The teaching of DE-A 29 09 670 corresponds essentially to that of DE-A 26 26 887. According to the description of DE-A 29 09 670, mixtures of water and alcohol can also be used as the suspension medium. After the suspension of the catalytically active oxide composition has been sprayed on, the moisture content is removed by passing hot air over it. A disadvantage of the procedure of DE-A 29 09 670, as already mentioned with reference to DE-A 26 26 887, is the tendency of the sprayed moldings to agglomerate and the potential reducing effect of the alcohol on the active composition.

GB-1 331 423 relates to a process for the preparation of spherical oxide coated catalysts which is characterized in that an aqueous suspension or solution is formed from catalyst precursors and an organic auxiliary substance which is soluble in water , mixed with the carrier bodies and, with occasional stirring, the liquid constituents removed by evaporation. The coated support bodies obtained in this way are then calcined and the catalyst precursor layer is converted into active oxide. A disadvantage here is the need to have to evaporate the liquid components after the coating is finished and the possible reactive interaction of the organic auxiliary substance with the catalyst precursor.

EP-A 284 448 and EP-A 37 492 recommend the production of coated catalysts by the spray process already described, or by the process of GB-1 331 423, with the disadvantages already mentioned.

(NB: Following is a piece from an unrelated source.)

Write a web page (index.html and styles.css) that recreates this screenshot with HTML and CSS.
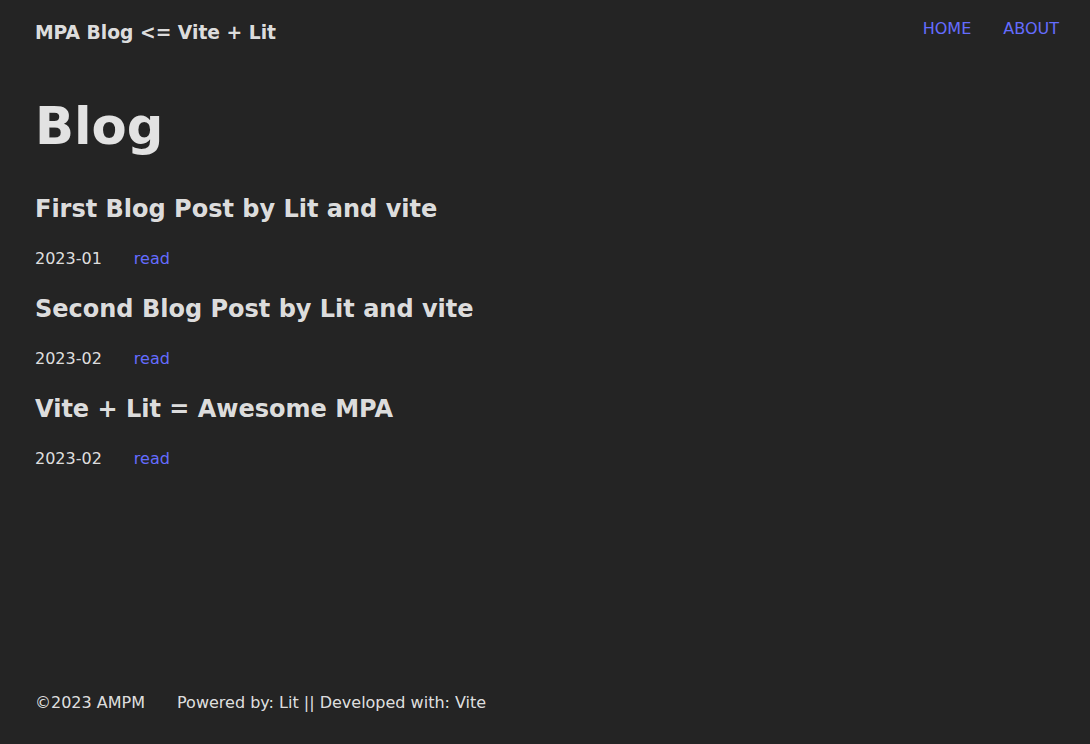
FILE: index.html
```html
<!DOCTYPE html>
<html lang="en">
<head>
<meta charset="utf-8">
<title>MPA Blog</title>
<link rel="stylesheet" href="styles.css">
</head>
<body>
<div class="page">
  <header class="site-header">
    <div class="brand">MPA Blog &lt;= Vite + Lit</div>
    <nav class="nav">
      <a href="#">HOME</a>
      <a href="#">ABOUT</a>
    </nav>
  </header>
  <main class="content">
    <h1>Blog</h1>
    <article class="post">
      <h2>First Blog Post by Lit and vite</h2>
      <p class="meta"><span>2023-01</span><a href="#">read</a></p>
    </article>
    <article class="post">
      <h2>Second Blog Post by Lit and vite</h2>
      <p class="meta"><span>2023-02</span><a href="#">read</a></p>
    </article>
    <article class="post">
      <h2>Vite + Lit = Awesome MPA</h2>
      <p class="meta"><span>2023-02</span><a href="#">read</a></p>
    </article>
  </main>
  <footer class="site-footer">
    <span>©2023 AMPM</span>
    <span>Powered by: Lit || Developed with: Vite</span>
  </footer>
</div>
</body>
</html>
```
FILE: styles.css
```css
html, body {
  margin: 0;
  padding: 0;
}
body {
  background: #242424;
  color: rgba(255, 255, 255, 0.87);
  font-family: "DejaVu Sans", sans-serif;
  font-size: 16px;
  line-height: 1.5;
}
a {
  color: #646cff;
  text-decoration: none;
}
.page {
  min-height: 744px;
  display: flex;
  flex-direction: column;
  padding: 0 31px 0 35px;
  box-sizing: border-box;
}
.site-header {
  display: flex;
  justify-content: space-between;
  align-items: flex-start;
  padding-top: 17px;
}
.brand {
  font-size: 18.72px;
  font-weight: bold;
  line-height: 1.5;
  margin-top: 2px;
}
.nav {
  display: flex;
  gap: 32px;
}
.content {
  flex: 1;
  padding-top: 51px;
}
h1 {
  font-size: 51.2px;
  line-height: 1.1;
  margin: 0 0 37px;
}
h2 {
  font-size: 24px;
  margin: 0.83em 0;
}
.meta {
  margin: 16px 0;
  display: flex;
  gap: 32px;
}
.site-footer {
  display: flex;
  gap: 32px;
  padding-bottom: 29px;
}
```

EP-B 293 859 discloses a method for producing spherical coated catalysts by using a centrifugal flow coating device. The coating takes place by means of a catalyst precursor mass. EP-B 293 859 recommends e.g. Water, alcohol and acetone.

A disadvantage of the teaching of EP-B 293 859 is again the need to use a binder.

DE-A 25 26 238 and US Pat. No. 3,956,377 disclose a process for producing spherical oxide coated catalysts in which the carrier balls are first moistened with water or other liquids such as petroleum ether as binders. Subsequently, the catalytically active oxide mass is applied to the carrier material moistened with binder by rolling the moist carrier material in the powdery catalytically active oxide mass. A disadvantage of this procedure is again the requirement that the binder be used and that the achievable shell thickness is limited by the binder absorption capacity of the carrier, since this amount of binder absorbed by the carrier is responsible for binding the entire powdery oxide mass to be absorbed. Another disadvantage of the method is that the degree of moistening of the respective surface layer varies continuously during the coating process. This means that the base layer meets the moisture of the uncoated substrate. Subsequently, the moisture first has to migrate through the base layer to its surface in order to be able to adhere further active composition, etc. As a result, an onion-like shell structure is obtained, the adherence of successive layers in particular not being satisfactory.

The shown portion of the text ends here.